"We find this statistic to be astounding," the study says and offers two likely explanations: "Firstly, and perhaps most obviously, criminals do not want to be discovered. They have great financial incentive to retain access to corporate systems for as long as possible and will go to great lengths to ensure their activities remain under the radar. Secondly, and perhaps most importantly, organizations simply are not watching."
Verizon recommends aligning policy with actual business processes, focusing on essentials to avoid becoming low-hanging fruit for hackers, making sure security controls extend to partners, creating a data retention plan to understand what data is where, actually monitoring network event logs, creating an incident response plan, and conducting mock incident testing.
According to the Identity Theft Resource Center, there were 446 data breaches publicly reported in 2007, 312 in 2006 and 158 in 2005. Verizon's report says that the more than 500 cases its investigators looked at include about one-third of the publicly disclosed data breaches in 2005 and a quarter of the publicly disclosed data breaches in 2006 and in 2007.

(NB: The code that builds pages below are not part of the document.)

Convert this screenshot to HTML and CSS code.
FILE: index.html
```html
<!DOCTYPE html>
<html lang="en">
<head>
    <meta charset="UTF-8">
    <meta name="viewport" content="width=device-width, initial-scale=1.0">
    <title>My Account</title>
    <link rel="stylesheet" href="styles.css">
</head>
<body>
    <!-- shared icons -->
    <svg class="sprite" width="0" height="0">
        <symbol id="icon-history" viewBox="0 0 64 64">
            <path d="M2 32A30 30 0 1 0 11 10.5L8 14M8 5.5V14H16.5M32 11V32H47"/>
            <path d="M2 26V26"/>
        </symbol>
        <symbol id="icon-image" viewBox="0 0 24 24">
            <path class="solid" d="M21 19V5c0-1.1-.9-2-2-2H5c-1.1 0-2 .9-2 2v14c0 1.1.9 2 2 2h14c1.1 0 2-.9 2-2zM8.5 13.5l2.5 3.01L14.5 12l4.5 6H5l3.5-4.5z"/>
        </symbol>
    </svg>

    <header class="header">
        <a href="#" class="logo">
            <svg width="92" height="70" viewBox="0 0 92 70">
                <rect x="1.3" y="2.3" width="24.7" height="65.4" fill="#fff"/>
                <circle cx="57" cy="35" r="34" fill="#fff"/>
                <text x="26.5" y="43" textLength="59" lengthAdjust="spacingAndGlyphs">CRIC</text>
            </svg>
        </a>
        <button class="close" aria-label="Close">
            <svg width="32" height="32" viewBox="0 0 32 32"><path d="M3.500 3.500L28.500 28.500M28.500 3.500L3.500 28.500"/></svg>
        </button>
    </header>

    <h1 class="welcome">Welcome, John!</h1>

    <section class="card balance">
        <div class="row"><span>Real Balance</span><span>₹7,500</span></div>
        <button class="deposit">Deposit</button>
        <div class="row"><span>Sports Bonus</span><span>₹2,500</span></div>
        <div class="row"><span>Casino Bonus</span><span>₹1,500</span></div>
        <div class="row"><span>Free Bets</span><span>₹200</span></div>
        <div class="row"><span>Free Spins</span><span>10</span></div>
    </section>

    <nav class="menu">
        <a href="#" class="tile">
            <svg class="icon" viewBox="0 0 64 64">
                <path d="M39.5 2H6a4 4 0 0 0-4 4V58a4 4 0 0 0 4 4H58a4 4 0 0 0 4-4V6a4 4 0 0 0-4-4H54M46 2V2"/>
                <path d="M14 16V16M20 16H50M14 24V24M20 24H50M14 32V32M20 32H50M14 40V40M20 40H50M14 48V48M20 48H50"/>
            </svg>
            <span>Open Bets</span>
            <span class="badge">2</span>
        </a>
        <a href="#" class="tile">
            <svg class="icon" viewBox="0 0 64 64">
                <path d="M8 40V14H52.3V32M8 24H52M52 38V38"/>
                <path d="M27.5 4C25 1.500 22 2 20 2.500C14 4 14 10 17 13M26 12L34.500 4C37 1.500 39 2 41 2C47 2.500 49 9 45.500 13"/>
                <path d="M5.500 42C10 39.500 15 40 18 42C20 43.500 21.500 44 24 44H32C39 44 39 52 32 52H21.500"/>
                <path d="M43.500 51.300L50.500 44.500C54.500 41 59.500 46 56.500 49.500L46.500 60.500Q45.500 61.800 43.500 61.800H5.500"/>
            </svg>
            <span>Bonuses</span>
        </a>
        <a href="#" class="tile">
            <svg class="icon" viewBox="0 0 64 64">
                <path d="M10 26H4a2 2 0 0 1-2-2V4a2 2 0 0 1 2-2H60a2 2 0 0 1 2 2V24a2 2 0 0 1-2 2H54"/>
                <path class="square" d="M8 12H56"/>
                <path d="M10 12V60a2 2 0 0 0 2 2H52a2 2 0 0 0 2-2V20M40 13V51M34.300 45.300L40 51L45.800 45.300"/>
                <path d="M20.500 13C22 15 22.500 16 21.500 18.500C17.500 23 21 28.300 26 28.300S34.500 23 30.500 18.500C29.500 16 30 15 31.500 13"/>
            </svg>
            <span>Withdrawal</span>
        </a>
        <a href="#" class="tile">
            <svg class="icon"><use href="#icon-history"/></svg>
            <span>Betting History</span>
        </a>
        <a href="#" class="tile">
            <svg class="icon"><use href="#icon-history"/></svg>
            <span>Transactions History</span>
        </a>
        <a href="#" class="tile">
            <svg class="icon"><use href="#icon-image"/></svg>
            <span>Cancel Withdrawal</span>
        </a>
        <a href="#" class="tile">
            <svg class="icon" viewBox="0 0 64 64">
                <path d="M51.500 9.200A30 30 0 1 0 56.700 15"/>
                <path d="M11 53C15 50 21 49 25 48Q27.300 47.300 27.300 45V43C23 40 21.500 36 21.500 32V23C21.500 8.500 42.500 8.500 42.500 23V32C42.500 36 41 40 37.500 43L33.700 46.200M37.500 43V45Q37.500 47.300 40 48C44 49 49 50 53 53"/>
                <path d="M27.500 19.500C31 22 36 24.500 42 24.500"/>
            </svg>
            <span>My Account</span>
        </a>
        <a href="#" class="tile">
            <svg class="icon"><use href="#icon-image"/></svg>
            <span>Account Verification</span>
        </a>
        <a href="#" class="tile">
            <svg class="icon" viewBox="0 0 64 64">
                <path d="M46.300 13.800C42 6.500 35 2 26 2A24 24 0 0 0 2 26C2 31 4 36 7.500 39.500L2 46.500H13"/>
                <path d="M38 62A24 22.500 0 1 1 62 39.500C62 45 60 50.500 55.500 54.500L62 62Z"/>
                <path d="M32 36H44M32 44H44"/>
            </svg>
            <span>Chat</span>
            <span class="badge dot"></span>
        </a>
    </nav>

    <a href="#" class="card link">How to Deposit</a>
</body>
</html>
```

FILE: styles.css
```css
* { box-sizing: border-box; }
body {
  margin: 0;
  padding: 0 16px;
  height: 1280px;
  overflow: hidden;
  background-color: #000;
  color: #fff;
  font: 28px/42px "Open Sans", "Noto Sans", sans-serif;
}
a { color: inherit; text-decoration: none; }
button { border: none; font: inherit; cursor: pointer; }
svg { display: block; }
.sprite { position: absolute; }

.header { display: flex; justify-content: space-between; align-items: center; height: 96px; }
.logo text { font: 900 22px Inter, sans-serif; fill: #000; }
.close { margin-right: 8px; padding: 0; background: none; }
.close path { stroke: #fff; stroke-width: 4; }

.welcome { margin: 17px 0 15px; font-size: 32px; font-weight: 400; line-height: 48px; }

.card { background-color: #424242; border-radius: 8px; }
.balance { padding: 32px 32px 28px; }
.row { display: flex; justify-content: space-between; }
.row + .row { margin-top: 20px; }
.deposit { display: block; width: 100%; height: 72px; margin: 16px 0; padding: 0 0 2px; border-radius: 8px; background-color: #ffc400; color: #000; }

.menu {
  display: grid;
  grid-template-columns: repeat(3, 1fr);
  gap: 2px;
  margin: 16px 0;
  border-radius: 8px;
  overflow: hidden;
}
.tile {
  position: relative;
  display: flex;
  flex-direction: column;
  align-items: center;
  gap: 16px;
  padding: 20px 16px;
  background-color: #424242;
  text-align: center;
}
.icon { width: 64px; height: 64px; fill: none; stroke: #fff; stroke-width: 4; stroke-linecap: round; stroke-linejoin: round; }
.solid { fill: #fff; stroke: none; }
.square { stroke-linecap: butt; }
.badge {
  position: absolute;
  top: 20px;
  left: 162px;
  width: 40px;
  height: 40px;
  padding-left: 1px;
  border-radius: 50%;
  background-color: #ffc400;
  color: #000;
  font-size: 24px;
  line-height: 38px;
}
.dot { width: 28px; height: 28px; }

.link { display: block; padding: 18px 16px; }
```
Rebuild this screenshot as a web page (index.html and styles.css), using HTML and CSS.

But according to Sartin, the publicly reported breaches are "just the tip of iceberg." He said that less than 5% of the more than 500 cases covered in the Verizon study involved some form of disclosure.
Though states have been passing data breach disclosure laws, he said that there are actually fewer data breaches being disclosed now than in the past. The reason, he said, is that each state has a different take on disclosure requirements and other countries often have no disclosure rules.
"Until there is a real consensus-based focus on how to do this right, you're going to see more and more companies find unique ways to sidestep their legal obligations," Sartin said.